[Collected data]
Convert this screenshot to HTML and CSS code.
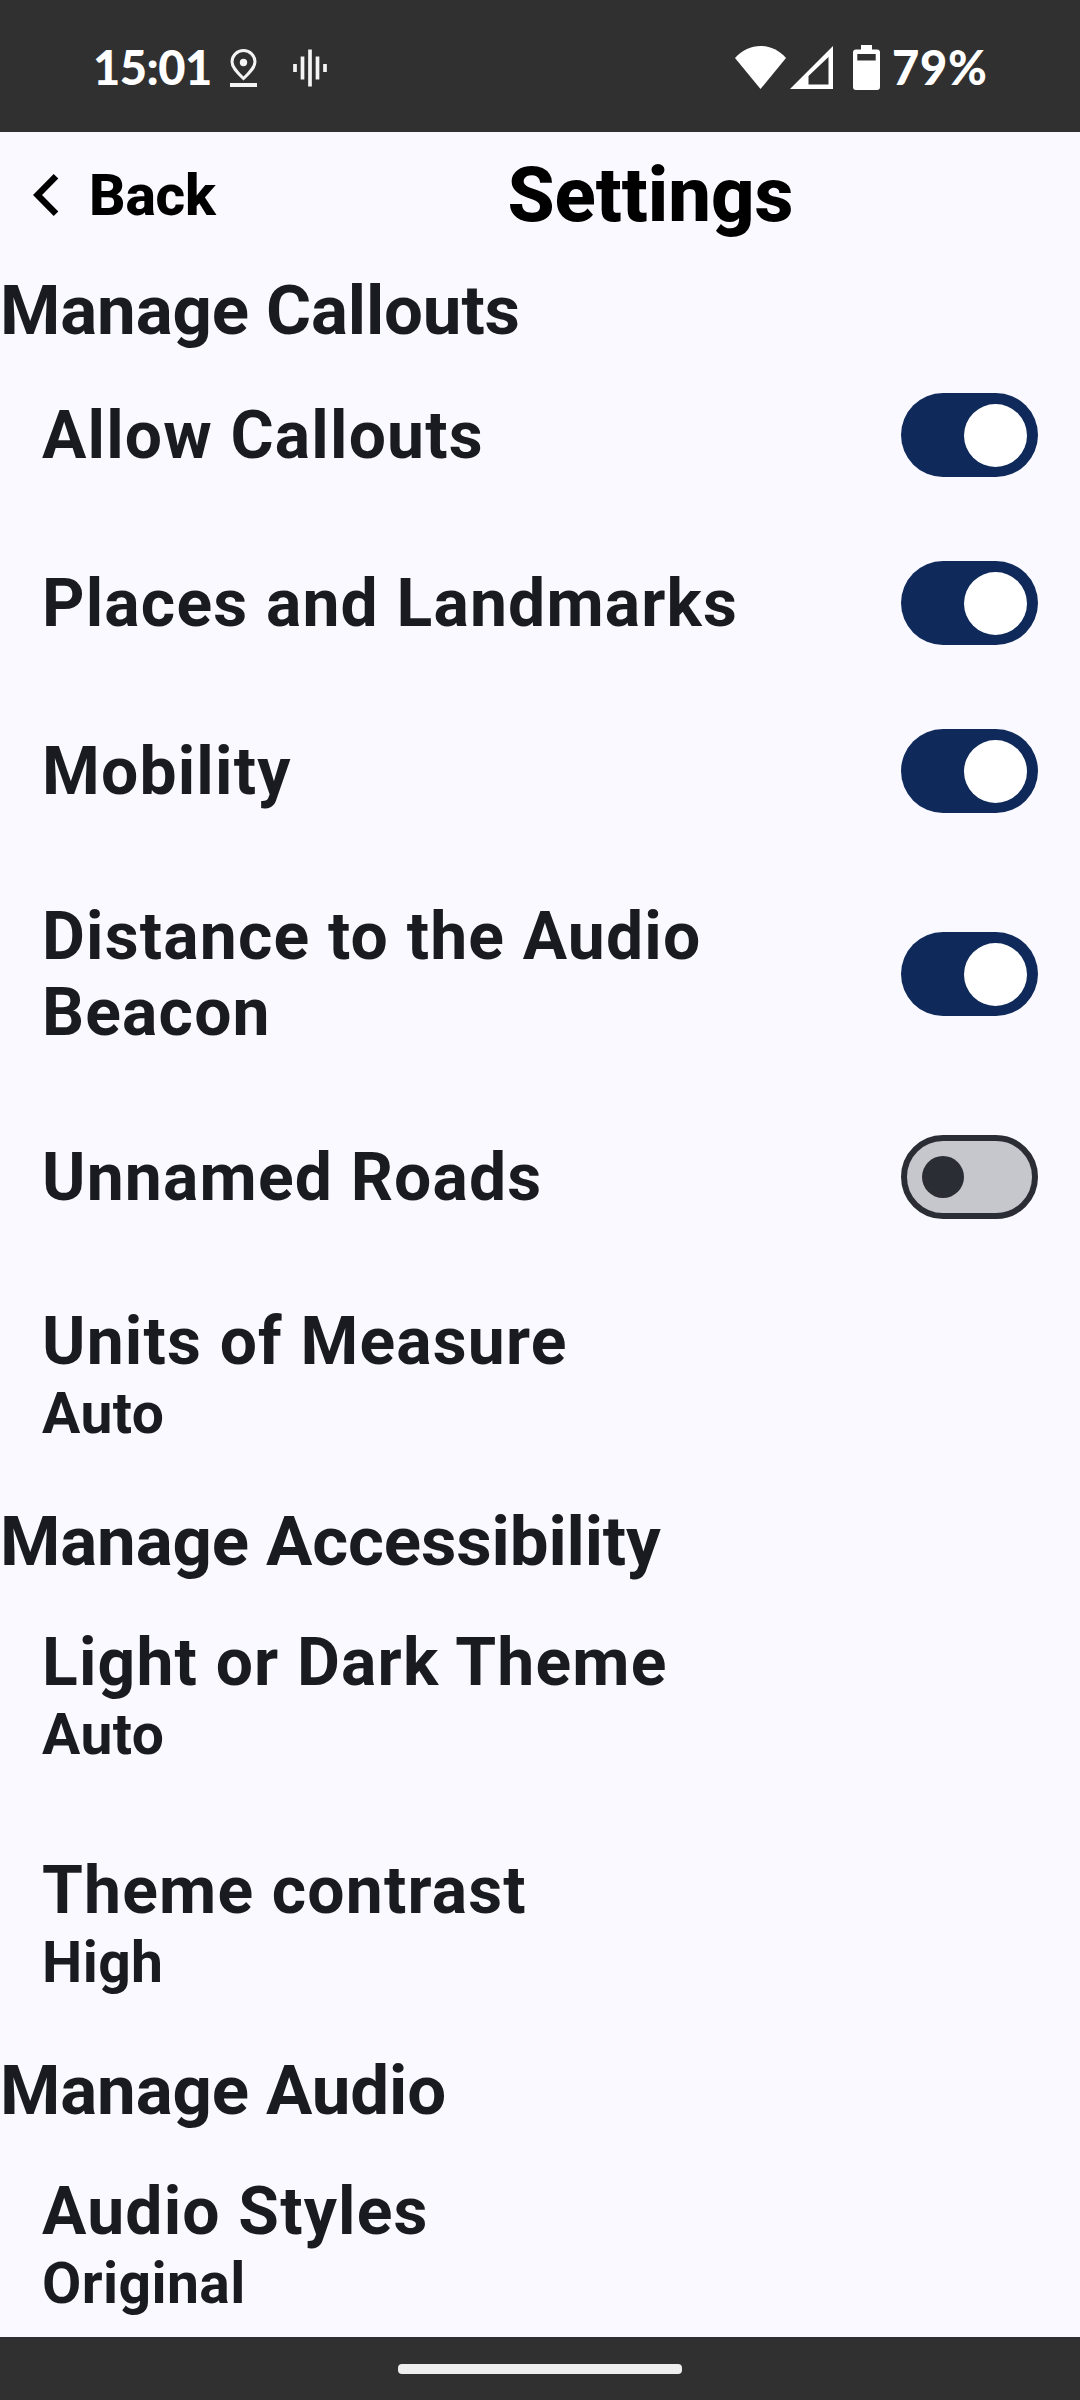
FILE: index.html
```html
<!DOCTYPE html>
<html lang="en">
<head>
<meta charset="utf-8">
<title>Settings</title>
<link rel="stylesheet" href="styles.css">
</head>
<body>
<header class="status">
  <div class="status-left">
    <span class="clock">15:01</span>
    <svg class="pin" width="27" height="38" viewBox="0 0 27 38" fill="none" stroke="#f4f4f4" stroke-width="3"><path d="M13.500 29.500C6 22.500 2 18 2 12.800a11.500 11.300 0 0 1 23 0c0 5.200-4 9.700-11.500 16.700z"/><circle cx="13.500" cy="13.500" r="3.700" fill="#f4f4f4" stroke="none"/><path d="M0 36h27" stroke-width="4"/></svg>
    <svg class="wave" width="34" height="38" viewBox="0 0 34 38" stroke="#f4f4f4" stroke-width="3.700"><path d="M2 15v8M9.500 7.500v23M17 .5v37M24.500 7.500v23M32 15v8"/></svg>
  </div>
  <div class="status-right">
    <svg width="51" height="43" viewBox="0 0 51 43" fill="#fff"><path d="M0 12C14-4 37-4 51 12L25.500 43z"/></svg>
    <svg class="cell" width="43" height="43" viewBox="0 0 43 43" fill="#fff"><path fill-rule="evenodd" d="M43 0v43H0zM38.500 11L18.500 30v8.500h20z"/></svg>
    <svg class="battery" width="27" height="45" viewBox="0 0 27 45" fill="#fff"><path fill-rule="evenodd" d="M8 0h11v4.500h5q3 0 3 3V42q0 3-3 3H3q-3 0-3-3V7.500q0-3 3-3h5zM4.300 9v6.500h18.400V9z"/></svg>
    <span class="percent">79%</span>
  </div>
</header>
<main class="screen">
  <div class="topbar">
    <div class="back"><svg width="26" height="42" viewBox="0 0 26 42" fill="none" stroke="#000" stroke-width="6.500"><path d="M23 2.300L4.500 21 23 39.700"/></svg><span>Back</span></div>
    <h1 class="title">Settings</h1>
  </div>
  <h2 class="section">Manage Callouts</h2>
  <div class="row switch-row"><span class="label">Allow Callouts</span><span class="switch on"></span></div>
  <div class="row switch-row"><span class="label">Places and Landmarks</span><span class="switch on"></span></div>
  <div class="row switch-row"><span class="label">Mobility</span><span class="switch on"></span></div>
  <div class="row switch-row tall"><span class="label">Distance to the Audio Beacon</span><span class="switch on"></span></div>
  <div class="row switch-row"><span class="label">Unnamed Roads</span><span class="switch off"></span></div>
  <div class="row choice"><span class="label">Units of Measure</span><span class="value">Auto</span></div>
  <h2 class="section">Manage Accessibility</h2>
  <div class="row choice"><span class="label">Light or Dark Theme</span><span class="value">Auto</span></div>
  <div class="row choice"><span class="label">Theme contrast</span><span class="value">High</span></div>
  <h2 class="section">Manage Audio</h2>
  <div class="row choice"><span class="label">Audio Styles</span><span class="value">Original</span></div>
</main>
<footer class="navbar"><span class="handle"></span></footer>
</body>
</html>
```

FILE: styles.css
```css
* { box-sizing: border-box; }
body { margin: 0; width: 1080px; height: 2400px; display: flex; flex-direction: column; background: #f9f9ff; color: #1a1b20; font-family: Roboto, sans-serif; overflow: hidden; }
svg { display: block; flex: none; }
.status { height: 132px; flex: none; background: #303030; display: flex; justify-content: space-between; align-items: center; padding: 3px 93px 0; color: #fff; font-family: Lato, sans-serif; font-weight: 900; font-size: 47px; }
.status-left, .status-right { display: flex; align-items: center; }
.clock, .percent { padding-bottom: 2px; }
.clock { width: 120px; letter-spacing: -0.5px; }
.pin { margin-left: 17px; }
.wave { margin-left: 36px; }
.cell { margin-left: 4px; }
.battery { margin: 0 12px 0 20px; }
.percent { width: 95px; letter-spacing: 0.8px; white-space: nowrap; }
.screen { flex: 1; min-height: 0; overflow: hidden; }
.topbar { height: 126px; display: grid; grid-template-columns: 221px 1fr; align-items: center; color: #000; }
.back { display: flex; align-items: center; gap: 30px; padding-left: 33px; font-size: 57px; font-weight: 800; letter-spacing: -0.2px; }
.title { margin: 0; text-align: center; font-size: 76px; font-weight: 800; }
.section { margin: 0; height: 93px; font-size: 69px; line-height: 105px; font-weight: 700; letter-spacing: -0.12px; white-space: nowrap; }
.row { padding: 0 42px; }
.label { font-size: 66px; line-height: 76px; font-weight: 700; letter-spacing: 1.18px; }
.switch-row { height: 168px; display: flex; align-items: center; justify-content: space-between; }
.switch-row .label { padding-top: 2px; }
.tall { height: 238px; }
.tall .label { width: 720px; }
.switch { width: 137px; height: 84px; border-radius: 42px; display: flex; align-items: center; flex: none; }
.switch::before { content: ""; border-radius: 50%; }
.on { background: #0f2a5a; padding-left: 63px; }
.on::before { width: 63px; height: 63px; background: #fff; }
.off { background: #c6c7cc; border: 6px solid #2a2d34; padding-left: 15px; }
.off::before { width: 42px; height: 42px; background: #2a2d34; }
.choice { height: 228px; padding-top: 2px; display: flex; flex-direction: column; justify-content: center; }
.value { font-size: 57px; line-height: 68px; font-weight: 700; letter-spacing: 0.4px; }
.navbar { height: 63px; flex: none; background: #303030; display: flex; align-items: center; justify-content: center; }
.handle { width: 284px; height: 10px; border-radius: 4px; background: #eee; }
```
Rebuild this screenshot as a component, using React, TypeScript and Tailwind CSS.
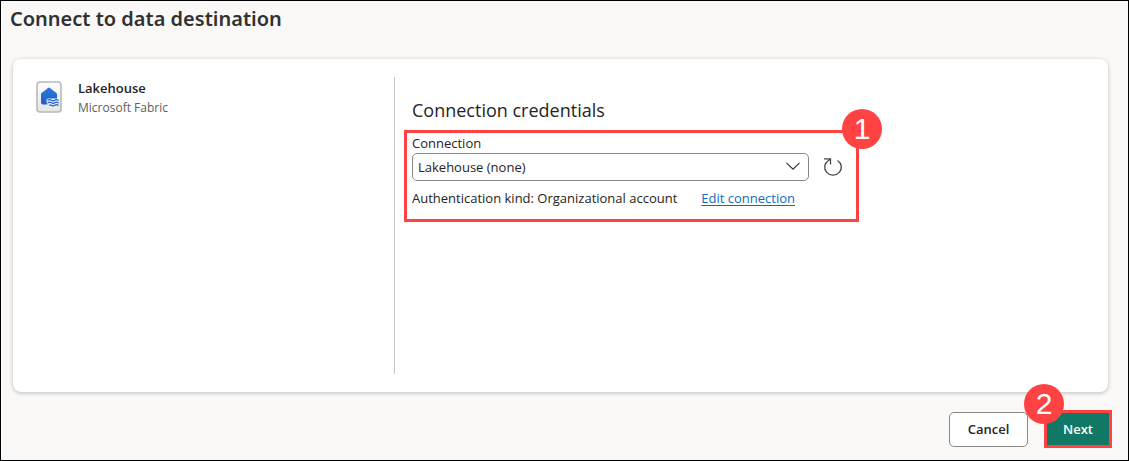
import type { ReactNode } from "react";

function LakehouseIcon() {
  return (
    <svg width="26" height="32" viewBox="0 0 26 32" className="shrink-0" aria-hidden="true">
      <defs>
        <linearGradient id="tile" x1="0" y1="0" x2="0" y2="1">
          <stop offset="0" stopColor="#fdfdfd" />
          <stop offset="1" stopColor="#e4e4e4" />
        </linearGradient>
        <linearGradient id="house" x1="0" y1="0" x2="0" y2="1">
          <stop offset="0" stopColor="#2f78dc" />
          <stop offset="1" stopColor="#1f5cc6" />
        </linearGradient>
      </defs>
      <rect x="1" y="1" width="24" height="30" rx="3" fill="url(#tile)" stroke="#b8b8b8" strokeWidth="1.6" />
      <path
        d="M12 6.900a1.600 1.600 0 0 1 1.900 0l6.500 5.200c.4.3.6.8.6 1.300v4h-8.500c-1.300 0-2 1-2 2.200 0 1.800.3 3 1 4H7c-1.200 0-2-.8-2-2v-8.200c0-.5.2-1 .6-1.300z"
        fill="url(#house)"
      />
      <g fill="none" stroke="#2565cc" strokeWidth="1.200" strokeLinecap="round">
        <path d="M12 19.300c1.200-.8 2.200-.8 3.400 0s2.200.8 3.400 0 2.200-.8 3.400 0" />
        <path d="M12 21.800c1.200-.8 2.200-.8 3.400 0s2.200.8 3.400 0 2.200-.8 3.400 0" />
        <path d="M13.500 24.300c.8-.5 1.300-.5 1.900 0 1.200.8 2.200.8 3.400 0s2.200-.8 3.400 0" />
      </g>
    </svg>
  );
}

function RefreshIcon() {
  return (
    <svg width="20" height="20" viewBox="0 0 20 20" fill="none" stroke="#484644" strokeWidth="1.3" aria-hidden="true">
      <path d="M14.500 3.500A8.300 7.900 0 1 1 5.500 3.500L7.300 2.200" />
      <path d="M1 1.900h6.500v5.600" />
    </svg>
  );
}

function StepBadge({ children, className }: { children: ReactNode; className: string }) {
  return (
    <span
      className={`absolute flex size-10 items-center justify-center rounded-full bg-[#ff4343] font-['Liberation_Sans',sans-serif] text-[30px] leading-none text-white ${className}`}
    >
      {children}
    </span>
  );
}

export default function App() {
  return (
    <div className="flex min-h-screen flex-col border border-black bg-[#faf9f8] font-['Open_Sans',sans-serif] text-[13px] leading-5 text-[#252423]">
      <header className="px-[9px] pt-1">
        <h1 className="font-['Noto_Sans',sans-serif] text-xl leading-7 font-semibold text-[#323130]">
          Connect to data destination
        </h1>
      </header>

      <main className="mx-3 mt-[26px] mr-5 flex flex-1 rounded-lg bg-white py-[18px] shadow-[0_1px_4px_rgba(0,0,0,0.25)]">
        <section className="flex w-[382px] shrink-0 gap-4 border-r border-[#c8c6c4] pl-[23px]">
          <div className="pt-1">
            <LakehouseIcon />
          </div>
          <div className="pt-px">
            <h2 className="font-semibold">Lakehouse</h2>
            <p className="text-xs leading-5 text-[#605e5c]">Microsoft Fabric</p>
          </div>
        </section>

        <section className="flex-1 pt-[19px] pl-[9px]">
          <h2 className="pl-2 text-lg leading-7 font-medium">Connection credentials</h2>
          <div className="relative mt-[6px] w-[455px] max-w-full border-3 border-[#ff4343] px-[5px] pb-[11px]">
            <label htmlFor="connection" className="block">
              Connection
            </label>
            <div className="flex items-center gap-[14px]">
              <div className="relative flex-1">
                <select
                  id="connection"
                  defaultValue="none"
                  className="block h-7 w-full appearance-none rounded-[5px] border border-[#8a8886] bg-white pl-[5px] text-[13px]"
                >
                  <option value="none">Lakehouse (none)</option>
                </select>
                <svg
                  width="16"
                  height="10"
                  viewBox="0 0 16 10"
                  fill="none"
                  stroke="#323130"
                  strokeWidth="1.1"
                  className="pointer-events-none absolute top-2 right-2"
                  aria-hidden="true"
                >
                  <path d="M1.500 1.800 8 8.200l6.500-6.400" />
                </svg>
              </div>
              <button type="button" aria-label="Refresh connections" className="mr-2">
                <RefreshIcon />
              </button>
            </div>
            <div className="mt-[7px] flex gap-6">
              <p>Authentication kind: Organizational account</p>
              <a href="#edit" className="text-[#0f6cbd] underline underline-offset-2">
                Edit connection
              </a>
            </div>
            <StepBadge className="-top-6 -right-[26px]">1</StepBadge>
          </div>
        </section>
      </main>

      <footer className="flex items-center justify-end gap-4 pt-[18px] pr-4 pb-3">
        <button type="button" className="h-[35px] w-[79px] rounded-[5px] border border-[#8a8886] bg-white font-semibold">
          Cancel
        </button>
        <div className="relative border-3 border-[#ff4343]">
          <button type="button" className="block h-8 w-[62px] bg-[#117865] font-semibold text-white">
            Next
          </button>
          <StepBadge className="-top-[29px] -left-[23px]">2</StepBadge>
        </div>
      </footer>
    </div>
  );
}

* [Task description]
Search the listing for the word "screenshot". Copy every line in which it occurs.

* [Final result]
Convert this screenshot to HTML and CSS code.
Rebuild this screenshot as a component, using React, TypeScript and Tailwind CSS.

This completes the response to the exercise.